On the web, transparency often equals trust. This is a world where credit cards are often used for fraud, where dollars are lost every day, and where identities are stolen. Smart shoppers are wary shoppers, and they don’t want to do business with faceless entities online. They want to know who’s behind the company they purchase from. Here are eight ways to increase your transparency online. Follow these tips, and you’ll increase the level of trust that your customers have in your business.
In a medium as anonymous as the Internet, the concept of transparency means being clear about who you are and your motives and goals. Transparency is especially important on e-commerce sites. Customers want to know that the people behind the site are honest and trustworthy, not someone who’s using the site as a front for fraud. One way to do this is on your “About” page. Identify the person or people behind the business, including a brief background as it pertains to the business (education, career, etc). A picture is a great benefit, because visually-oriented customers can develop a sense of the people they are doing business and communicating with. Video is even better!
Start a Blog
Publishing a blog takes commitment, but it’s a great way to show your business personality to customers, and to show them that behind the site is a living, breathing business. Frequently-updated content also shows commitment, a kind of “TLC” to your audience. Allow comments, too, so that you can start a conversation back-and-forth with readers of the blog.

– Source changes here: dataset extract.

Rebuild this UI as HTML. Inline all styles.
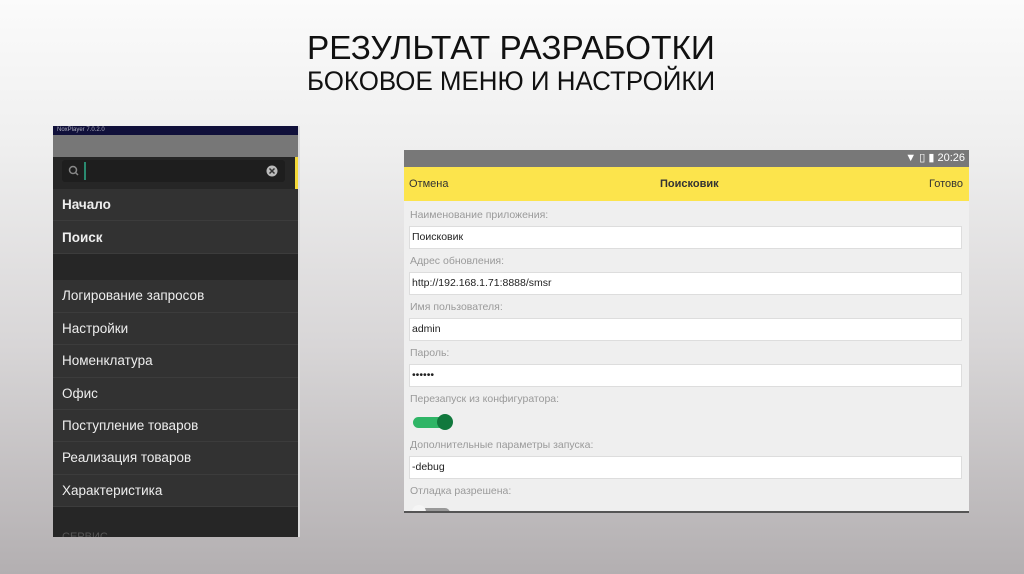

Use a Dedicated SSL Certificate
They are relatively inexpensive and typically require very little work on your part. When customers see your site go from http://www.yoursite.com to https://site12345.somelargehost.com/yoursite/whatever during checkout, it can be disconcerting. On a related note, make sure that your checkout pages don’t include content that is not loaded securely, because a warning message will appear.
Use Security Badges
Demonstrate security with standard graphics that customers have come to expected. Credit card icons show that you have taken the time to select and integrate true payment-processing into your site, instead of relying solely on Paypal or checks by mail. Many SSL certificate providers offer badges that customers can click to confirm that the site uses standard encryption. Take that a step further by signing up for McAfee or Controlscan, which also offer site testing measures. Traditional businesses often display Better Business Bureau window stickers or Chamber of Commerce plaques; there are equivalent BBB and Chamber images that accomplish the same thing on e=commerce sites.
Phone, Email, Live Chat
Make it easy for customers to contact you using a variety of methods. Publish a phone number – a toll-free one if possible – in a prominent location on all pages, and try to answer calls during business hours. If you can’t always answer it, return voice messages quickly. Use a live chat service for customers who don’t want to interrupt their surfing to look for a phone, or offer contact forms on every page that are quickly answered by email.
Display Customer Testimonials
Gather customer testimonials and publish them on your website. While it’s ok to ask customers for testimonials, don’t make them up; people can spot fakes pretty easily. Offer a single testimonial on your homepage, and link to a page of additional testimonials.
Publish Store Policies
Publish your policies and link to them from your sitewide footer and within your help section. At a minimum, you should publish:
- a return policy outlining what products can be returned and what the process is
- shipping policies that describe what carriers you use, what the lead or fulfillment time is, and whether you guarantee shipping delivery date
After the Sale
Follow up on your promises and thank your customer for their business. A customer’s first order with your store solidifies (or demolishes) any credibility created on your actual e-commerce site. Offers customers a fair price and a good shopping experience, and many will return. When you make a mistake: Explain, apologize, and offer to make amends.